Patatas nuevas de temporada, ¡qué diferencia!

Las patatas se siembran a principios de la primavera y van engordando poco a poco bajo la tierra hasta que llega el momento de cogerlas. A partir de mediados de octubre estaban ya en sazón para ser cosechadas. Las de la temporada anterior se habían ido quedando viejas en la patatera, y con los meses iban echando tallos cada vez más largos y poniéndose blandas y negras.

Desde mediados de verano iban entresacándose algún golpe que otro para el consumo diario, pero llegado noviembre había que cogerlas todas antes de que se metiera el hielo y el agua y las maladara.

Las más pequeñas se cocían a la lumbre en calderos mezcladas con trigo o centeno para dárselas a las cochinas de engorde, aunque estaban buenísimas y más de una y de dos nos las comíamos antes de que llegaran a los gamellones.

Las patatas eran una de las comidas más cotidianas junto con las alubias a lo largo de todo el año.

Muchas tardes mi madre se sentaba al calor de la lumbre a mondar patatas para hacerlas machacadas para la cena. A un lado una cesta llena, al otro un caldero para echar las mondarajas. Encima de una tajuela un barreño pequeño de barro para las peladas.

Las lavaba en el mismo barreño y usaba una cazuela de barro para ir echando las partidas. Las cortaba metiendo el cuchillo y haciendo fuerza con la hoja para que se rompiesen haciendo un ruido como un chasquido y cayesen a la cazuela que sostenía en el halda del delantal.

Las patatas cocían cubiertas de agua arrimadas a la lumbre en un puchero de barro con un sesero para que no se cayera al atizar la leña. Cuando empezaban a cocer las echaba un puñadito de sal gorda que sacaba de una colodra colgada en el esconce de la chimenea. Hasta años más tarde en mi casa no se estilaba la sal refinada, que ya tampoco se guardaba en colodras de cuerno, desplazadas por saleros modernos.

Media hora credo arriba o credo abajo era lo que tardaban en estar blandas, y entonces en una sartencita pequeña puesta sobre las trébedes, calentaba dos o tres cucharadas de aceite, sofreía un ajo que machacaba en el mortero y echaba un pellizco de pimentón dulce y otro de picante, y lo volcaba todo en el puchero de las patatas dándoles unas vueltas.

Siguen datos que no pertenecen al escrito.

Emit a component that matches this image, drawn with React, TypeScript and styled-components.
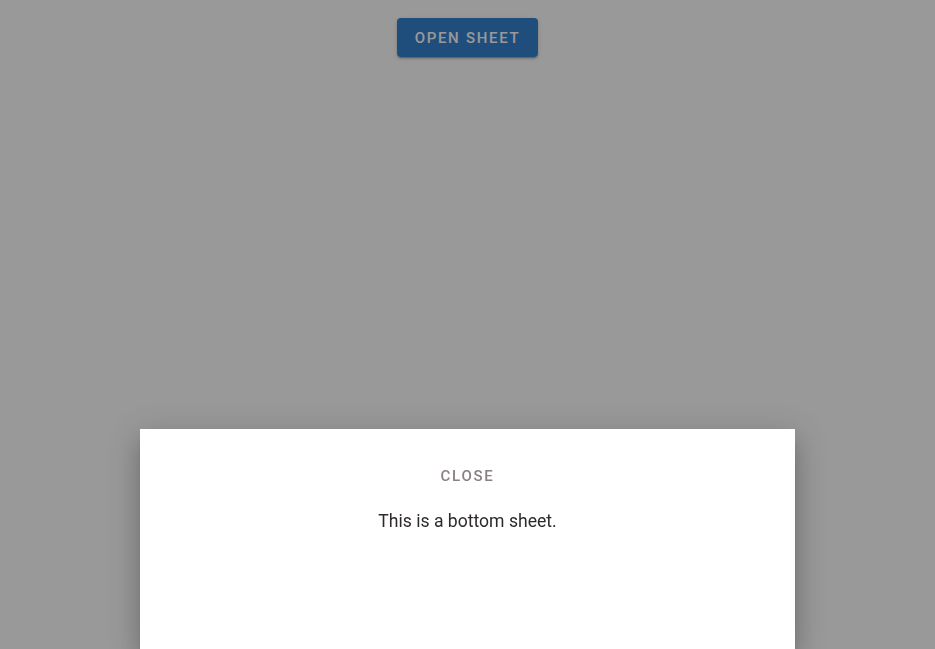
import { FC, useState } from "react";
import styled, { createGlobalStyle } from "styled-components";

const GlobalStyle = createGlobalStyle`
  html, body {
    margin: 0;
    padding: 0;
    height: 100%;
  }
  body {
    font-family: Roboto, "Liberation Sans", sans-serif;
    background: #ffffff;
  }
  #root {
    height: 100%;
  }
`;

const App: FC = () => {
  const [open, setOpen] = useState(true);
  return (
    <Page>
      <GlobalStyle />
      <OpenButton onClick={() => setOpen(true)}>Open sheet</OpenButton>
      {open && (
        <>
          <Backdrop onClick={() => setOpen(false)} />
          <Sheet>
            <CloseButton onClick={() => setOpen(false)}>Close</CloseButton>
            <SheetText>This is a bottom sheet.</SheetText>
          </Sheet>
        </>
      )}
    </Page>
  );
};

export default App;

const Page = styled.div({
  height: "100%",
  display: "flex",
  flexDirection: "column",
  alignItems: "center",
  paddingTop: "18px",
  boxSizing: "border-box",
});
const BaseButton = styled.button({
  fontFamily: "Roboto, 'Liberation Sans', sans-serif",
  fontWeight: 500,
  fontSize: "15px",
  letterSpacing: "1.7px",
  textTransform: "uppercase",
  border: "none",
  borderRadius: "4px",
  cursor: "pointer",
  display: "flex",
  alignItems: "center",
  justifyContent: "center",
});
const OpenButton = styled(BaseButton)({
  width: "141px",
  height: "39px",
  background: "#3482d0",
  color: "#ffffff",
  boxShadow:
    "0 3px 1px -2px rgba(0,0,0,.2), 0 2px 2px 0 rgba(0,0,0,.14), 0 1px 5px 0 rgba(0,0,0,.12)",
});
const Backdrop = styled.div({
  position: "fixed",
  inset: 0,
  background: "rgba(0, 0, 0, 0.4)",
});
const Sheet = styled.div({
  position: "fixed",
  left: "140px",
  right: "140px",
  bottom: 0,
  height: "220px",
  background: "#ffffff",
  display: "flex",
  flexDirection: "column",
  alignItems: "center",
  paddingTop: "29px",
  boxSizing: "border-box",
  boxShadow:
    "0 8px 10px -5px rgba(0,0,0,.2), 0 16px 24px 2px rgba(0,0,0,.14), 0 6px 30px 5px rgba(0,0,0,.12)",
});
const CloseButton = styled(BaseButton)({
  height: "36px",
  padding: "0 8px",
  background: "transparent",
  color: "#8a8080",
});
const SheetText = styled.p({
  margin: "15px 0 0",
  fontSize: "17.6px",
  lineHeight: "24px",
  color: "#2e2a2a",
});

Después de echarles el refrito cocían dos padrenuestros más y se apartaban de la lumbre para que fueran aquietándose.

Mi padre era siempre el encargado de machacarlas. Usaba un cucharón grande que había hecho él mismo de madera de una encina arrancada en el monte, y presumía de que siempre le salían en su punto. Sentado al calor de la lumbre, con el puchero puesto entre las piernas y un poco inclinado hacia delante, daba vueltas y más vueltas al cucharón revolviendo un poco para levantar las del fondo y las iba aplastando contra la pared del puchero, hasta que se hacían una masa igual por todas partes, con los tropiezos justos de patata sin machacar para que dejaran en el paladar el regusto de estar comiendo unas patatas que sabían a gloria.

Las mejores eran las que salían en una tierra que teníamos en la vega, por debajo del puente del camino a Zayuelas. ¡Esas sí que eran buenas!